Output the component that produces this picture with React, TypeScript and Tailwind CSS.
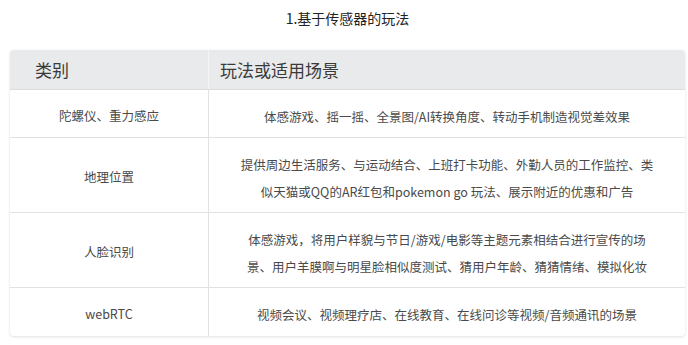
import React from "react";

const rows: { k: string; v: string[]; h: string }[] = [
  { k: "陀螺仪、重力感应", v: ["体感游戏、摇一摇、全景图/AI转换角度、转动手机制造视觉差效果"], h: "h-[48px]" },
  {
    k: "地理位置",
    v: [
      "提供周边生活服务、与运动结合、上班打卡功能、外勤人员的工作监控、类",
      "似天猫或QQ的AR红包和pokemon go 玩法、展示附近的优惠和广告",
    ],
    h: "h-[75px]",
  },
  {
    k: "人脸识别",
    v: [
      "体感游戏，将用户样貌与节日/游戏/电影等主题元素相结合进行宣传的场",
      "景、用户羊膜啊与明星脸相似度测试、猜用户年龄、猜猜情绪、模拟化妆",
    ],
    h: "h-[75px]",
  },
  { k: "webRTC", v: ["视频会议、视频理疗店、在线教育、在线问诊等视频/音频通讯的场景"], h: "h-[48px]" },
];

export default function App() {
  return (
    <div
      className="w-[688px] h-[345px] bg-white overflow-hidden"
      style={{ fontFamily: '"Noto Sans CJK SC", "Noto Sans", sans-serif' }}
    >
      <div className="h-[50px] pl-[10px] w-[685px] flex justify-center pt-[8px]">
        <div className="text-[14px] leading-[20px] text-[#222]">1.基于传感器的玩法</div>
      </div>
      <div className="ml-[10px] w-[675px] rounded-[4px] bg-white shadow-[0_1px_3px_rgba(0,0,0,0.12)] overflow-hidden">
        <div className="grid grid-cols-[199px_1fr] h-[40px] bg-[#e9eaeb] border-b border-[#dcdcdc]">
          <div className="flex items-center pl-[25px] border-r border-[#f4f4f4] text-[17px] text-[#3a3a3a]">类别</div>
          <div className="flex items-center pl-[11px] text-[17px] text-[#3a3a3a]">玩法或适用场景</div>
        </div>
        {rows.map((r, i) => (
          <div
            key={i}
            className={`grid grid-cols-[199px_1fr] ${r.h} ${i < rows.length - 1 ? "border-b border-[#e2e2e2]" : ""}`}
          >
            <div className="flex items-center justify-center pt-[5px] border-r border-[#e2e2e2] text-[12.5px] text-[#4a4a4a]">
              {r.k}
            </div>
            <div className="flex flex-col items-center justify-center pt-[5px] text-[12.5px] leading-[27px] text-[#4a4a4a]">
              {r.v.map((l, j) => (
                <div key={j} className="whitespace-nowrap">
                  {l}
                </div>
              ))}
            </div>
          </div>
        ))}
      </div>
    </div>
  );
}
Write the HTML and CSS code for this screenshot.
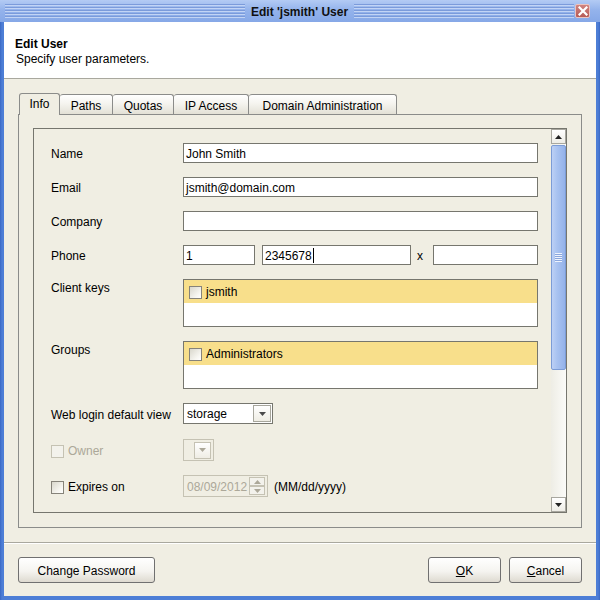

_ _ _ _

From the listing above, collect every line that mentions the word "React".

§ SOLUTION
Output the component that produces this picture with React, TypeScript and Tailwind CSS.
import React from "react";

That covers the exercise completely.